Measured service: cloud systems automatically control and optimize resource use by leveraging a metering capability at some level of abstraction appropriate to the type of service (e.g., storage, processing, bandwidth, and active user accounts). Resource usage can be monitored, controlled, and reported providing transparency for both the provider and consumer of the utilized service.


Service Models are as follows:


Software as a Service (SaaS): the capability provided to the consumer is to use the provider's applications running on a cloud infrastructure. The applications are accessible from various client devices through a thin client interface such as a web browser (e.g., web-based email). The consumer does not manage or control the underlying cloud infrastructure including network, servers, operating systems, storage, or even individual application capabilities, with the possible exception of limited user-specific application configuration settings.


Platform as a Service (PaaS): the capability provided to the consumer is to deploy onto the cloud infrastructure consumer-created or acquired applications created using programming languages and tools supported by the provider. The consumer does not manage or control the underlying cloud infrastructure including networks, servers, operating systems, or storage, but has control over the deployed applications and possibly application hosting environment configurations.


Infrastructure as a Service (IaaS): the capability provided to the consumer is to provision processing, storage, networks, and other fundamental computing resources where the consumer is able to deploy and run arbitrary software, which can include operating systems and applications. The consumer does not manage or control the underlying cloud infrastructure but has control over operating systems, storage, deployed applications, and possibly limited control of select networking components (e.g., host firewalls).


Deployment Models are as follows:


Private cloud: the cloud infrastructure is operated solely for an organization. It may be managed by the organization or a third party and may exist on-premises or off-premises.


Community cloud: the cloud infrastructure is shared by several organizations and supports a specific community that has shared concerns (e.g., mission, security requirements, policy, and compliance considerations). It may be managed by the organizations or a third party and may exist on-premises or off-premises.

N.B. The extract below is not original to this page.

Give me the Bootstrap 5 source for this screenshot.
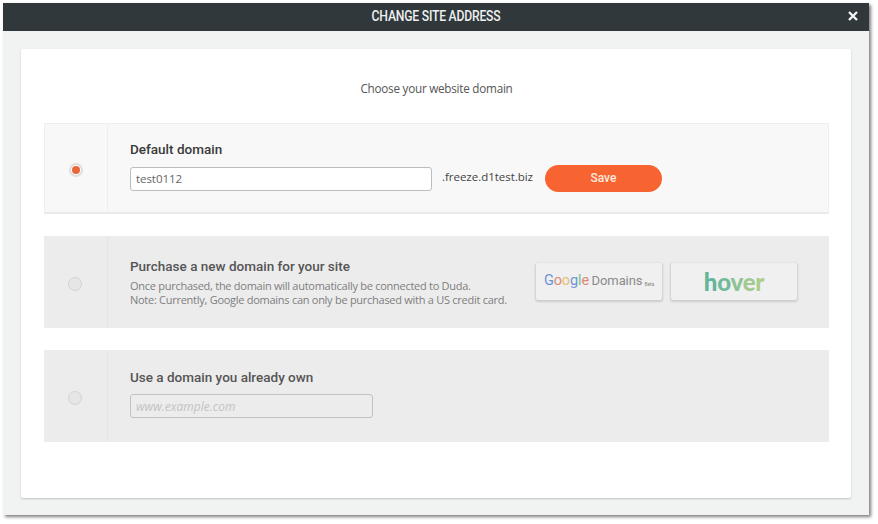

Public cloud: the cloud infrastructure is made available to the general public or a large industry group and is owned by an organization selling cloud services.

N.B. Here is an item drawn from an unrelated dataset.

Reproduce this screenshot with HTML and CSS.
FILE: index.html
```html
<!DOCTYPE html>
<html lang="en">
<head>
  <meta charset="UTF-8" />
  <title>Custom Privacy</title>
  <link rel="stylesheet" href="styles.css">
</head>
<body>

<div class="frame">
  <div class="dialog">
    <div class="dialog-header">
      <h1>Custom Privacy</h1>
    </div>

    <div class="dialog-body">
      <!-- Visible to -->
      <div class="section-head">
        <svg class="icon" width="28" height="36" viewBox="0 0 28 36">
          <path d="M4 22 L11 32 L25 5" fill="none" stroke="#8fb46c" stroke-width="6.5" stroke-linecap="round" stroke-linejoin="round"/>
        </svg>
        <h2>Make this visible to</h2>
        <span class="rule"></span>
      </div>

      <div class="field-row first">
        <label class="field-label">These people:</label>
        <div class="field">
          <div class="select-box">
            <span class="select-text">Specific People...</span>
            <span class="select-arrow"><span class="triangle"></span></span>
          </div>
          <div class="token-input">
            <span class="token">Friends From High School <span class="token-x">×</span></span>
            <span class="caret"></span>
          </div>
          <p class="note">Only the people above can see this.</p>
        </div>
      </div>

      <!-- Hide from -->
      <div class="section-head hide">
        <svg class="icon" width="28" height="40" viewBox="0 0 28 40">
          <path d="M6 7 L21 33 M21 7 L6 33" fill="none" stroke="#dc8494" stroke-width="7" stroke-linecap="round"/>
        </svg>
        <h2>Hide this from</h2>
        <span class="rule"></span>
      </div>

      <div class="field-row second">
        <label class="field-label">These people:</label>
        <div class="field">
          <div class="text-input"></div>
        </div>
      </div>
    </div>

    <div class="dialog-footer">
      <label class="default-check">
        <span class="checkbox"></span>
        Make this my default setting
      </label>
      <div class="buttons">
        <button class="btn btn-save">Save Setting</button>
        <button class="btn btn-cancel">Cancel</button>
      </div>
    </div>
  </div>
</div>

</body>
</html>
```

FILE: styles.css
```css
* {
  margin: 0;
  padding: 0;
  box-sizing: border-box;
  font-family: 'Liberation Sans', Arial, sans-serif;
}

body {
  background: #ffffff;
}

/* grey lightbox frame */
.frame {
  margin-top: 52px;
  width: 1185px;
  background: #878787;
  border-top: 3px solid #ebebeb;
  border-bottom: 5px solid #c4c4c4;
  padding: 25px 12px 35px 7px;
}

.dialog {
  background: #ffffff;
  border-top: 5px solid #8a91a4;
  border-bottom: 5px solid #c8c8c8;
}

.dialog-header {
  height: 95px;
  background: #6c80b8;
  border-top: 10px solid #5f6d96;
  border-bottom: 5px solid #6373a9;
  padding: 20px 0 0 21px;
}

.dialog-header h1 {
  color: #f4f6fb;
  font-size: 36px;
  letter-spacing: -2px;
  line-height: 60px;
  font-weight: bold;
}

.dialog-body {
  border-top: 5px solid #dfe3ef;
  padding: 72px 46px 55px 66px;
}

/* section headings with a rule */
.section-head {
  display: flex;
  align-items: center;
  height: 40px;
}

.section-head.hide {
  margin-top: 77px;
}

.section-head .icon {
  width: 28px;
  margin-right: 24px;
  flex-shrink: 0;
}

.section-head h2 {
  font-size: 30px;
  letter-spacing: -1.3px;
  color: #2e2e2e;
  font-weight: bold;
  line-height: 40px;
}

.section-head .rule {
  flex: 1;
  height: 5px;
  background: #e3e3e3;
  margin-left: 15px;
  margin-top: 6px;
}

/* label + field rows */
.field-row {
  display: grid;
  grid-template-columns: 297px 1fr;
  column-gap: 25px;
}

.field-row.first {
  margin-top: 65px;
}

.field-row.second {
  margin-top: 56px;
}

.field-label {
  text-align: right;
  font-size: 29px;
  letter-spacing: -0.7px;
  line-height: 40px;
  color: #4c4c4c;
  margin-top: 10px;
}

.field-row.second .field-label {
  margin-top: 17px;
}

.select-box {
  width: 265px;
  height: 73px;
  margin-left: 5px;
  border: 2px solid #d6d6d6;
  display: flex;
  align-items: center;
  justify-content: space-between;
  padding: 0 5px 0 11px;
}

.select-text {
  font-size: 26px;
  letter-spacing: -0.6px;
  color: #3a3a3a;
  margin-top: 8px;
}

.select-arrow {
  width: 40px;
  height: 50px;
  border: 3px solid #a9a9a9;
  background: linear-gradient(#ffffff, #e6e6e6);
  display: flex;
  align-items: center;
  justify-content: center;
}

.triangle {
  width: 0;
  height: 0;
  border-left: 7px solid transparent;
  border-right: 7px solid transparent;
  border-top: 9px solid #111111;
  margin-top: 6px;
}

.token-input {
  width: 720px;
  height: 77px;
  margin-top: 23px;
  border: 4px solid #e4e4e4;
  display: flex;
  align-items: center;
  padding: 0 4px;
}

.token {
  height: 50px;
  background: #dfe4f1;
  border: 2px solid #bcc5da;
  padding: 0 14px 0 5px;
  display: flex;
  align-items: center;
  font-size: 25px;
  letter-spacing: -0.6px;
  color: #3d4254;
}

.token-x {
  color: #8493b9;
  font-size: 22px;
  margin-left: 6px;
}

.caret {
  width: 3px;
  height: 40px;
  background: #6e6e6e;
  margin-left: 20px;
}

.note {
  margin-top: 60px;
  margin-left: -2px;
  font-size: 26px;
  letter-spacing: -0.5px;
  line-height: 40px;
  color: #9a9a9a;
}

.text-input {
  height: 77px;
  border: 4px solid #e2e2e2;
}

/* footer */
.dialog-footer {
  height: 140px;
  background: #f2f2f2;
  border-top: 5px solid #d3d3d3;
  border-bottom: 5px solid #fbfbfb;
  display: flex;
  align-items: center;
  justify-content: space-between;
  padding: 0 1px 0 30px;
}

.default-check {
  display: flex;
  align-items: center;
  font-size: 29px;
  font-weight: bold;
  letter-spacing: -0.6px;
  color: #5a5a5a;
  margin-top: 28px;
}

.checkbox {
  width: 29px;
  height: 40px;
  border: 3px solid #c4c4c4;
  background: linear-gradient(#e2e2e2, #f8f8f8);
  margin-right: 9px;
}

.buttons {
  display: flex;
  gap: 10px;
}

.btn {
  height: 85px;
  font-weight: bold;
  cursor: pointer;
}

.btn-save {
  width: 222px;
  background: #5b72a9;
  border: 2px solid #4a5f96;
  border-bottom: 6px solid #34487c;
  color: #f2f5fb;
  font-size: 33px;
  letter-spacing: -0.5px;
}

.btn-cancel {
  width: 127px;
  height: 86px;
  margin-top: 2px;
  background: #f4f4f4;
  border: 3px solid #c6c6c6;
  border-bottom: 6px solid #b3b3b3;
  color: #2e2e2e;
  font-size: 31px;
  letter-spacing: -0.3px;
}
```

Hybrid cloud: the cloud infrastructure is a composition of two or more clouds (private, community, or public) that remain unique entities but are bound together by standardized or proprietary technology that enables data and application portability (e.g., cloud bursting for load balancing between clouds).


A cloud computing environment is service oriented with a focus on statelessness, low coupling, modularity, and semantic interoperability. At the heart of cloud computing is an infrastructure comprising a network of interconnected nodes.


Referring now to FIG. 11, a schematic of an example of a cloud computing node 510 is shown. Cloud computing node 510 is only one example of a suitable cloud computing node and is not intended to suggest any limitation as to the scope of use or functionality of embodiments of the invention described herein. Regardless, cloud computing node 510 is capable of being implemented and/or performing any of the functionality set forth hereinabove.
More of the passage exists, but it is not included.